>> begin DATA EXTRACT

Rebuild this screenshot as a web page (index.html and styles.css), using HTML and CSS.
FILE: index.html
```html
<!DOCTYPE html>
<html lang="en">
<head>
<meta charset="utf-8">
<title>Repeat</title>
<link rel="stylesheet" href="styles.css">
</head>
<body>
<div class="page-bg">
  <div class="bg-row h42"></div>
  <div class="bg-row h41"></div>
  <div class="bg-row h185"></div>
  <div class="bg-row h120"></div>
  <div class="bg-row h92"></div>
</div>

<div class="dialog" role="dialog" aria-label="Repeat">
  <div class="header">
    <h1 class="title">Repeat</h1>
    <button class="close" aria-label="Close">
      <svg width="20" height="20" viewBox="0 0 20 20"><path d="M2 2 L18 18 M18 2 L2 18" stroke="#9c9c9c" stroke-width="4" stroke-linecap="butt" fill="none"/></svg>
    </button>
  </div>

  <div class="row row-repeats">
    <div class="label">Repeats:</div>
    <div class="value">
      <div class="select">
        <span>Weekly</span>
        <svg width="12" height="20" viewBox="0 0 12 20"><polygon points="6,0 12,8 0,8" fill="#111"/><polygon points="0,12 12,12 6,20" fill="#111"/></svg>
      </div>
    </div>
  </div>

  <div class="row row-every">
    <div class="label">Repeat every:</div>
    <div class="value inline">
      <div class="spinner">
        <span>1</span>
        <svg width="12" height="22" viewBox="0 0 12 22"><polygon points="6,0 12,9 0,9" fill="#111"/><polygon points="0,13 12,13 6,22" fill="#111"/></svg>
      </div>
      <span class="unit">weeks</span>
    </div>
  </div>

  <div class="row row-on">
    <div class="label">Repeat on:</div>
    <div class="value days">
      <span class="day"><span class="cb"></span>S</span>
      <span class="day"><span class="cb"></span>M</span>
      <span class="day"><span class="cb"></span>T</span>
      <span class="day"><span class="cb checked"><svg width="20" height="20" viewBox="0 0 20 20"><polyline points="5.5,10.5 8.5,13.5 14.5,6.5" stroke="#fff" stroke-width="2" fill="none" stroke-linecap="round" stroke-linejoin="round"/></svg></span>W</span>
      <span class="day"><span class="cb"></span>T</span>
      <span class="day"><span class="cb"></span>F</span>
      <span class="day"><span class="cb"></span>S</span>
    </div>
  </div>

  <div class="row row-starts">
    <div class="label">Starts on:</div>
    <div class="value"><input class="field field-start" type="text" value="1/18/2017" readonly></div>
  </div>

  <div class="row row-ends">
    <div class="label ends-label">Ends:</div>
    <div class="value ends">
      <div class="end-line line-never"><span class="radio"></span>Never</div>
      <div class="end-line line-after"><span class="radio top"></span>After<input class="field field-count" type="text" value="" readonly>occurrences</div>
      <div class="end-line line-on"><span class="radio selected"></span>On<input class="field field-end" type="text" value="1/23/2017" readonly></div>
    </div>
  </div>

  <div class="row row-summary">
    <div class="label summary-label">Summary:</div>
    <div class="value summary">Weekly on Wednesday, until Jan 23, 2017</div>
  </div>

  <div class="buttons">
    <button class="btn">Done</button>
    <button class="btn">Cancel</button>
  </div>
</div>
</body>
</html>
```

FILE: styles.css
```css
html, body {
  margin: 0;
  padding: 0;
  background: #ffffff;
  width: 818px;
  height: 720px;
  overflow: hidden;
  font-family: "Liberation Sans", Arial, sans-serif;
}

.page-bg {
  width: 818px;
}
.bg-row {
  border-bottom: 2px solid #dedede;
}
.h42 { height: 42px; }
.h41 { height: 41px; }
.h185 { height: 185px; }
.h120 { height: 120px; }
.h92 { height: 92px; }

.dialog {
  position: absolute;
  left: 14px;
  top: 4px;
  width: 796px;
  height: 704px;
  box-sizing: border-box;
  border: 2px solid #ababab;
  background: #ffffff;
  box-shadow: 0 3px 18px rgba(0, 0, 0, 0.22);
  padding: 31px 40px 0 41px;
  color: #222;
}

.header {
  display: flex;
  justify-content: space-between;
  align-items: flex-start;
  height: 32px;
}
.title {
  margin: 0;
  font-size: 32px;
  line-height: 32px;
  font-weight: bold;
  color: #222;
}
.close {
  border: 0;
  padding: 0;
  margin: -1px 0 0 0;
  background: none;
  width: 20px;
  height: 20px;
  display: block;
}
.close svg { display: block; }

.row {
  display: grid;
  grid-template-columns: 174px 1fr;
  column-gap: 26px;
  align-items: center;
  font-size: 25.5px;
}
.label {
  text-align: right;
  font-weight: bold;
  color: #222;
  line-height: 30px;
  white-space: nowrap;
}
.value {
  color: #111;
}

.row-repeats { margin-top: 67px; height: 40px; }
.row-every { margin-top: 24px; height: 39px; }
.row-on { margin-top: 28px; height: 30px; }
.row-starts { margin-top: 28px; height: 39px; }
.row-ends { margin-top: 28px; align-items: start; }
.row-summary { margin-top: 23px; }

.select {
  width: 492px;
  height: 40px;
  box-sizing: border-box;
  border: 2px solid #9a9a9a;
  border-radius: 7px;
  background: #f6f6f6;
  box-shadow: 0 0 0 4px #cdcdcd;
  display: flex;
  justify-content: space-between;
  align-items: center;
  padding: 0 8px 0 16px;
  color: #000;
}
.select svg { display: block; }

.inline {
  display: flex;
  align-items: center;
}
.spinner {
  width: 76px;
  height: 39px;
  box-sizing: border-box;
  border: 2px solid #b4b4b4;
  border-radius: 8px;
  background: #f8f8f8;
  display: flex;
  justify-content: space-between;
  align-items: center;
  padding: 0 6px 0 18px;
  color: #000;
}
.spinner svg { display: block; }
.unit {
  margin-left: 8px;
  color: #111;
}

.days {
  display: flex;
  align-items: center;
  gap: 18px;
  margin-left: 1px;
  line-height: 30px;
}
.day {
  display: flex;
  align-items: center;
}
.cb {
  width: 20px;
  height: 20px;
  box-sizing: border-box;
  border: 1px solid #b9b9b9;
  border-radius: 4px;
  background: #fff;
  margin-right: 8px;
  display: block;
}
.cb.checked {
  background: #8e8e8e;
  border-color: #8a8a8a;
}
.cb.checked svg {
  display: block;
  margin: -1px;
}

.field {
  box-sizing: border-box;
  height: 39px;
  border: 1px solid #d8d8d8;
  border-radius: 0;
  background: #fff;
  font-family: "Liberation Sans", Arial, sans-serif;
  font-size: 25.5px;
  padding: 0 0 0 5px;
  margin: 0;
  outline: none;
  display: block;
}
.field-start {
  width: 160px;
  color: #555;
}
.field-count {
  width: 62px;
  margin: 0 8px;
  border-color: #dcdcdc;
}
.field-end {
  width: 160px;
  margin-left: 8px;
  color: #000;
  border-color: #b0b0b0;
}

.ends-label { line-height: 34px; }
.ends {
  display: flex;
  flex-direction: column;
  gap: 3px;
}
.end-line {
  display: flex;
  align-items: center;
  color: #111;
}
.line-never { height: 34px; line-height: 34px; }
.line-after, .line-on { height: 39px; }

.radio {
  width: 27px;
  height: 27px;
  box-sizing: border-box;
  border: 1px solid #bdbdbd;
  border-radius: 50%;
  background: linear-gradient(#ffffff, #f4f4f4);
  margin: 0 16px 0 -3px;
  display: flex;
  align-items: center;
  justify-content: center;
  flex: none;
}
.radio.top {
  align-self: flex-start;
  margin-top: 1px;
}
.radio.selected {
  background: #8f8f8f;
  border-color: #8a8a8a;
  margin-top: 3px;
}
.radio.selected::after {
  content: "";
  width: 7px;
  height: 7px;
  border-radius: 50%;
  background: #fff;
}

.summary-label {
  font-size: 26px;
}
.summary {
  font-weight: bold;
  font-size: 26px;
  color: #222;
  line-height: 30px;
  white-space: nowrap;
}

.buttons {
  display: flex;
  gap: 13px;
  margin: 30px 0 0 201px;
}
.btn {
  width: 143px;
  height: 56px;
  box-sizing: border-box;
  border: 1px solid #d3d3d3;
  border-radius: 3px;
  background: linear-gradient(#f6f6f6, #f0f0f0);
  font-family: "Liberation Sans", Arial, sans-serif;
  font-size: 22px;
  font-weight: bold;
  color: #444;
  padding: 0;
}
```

>> end DATA EXTRACT

__WHAT IS BEING ASKED__.
Look through the lines above and collect those with the word "page".

__ANSWER TO THIS TASK__.
Rebuild this screenshot as a web page (index.html and styles.css), using HTML and CSS.
<div class="page-bg">
.page-bg {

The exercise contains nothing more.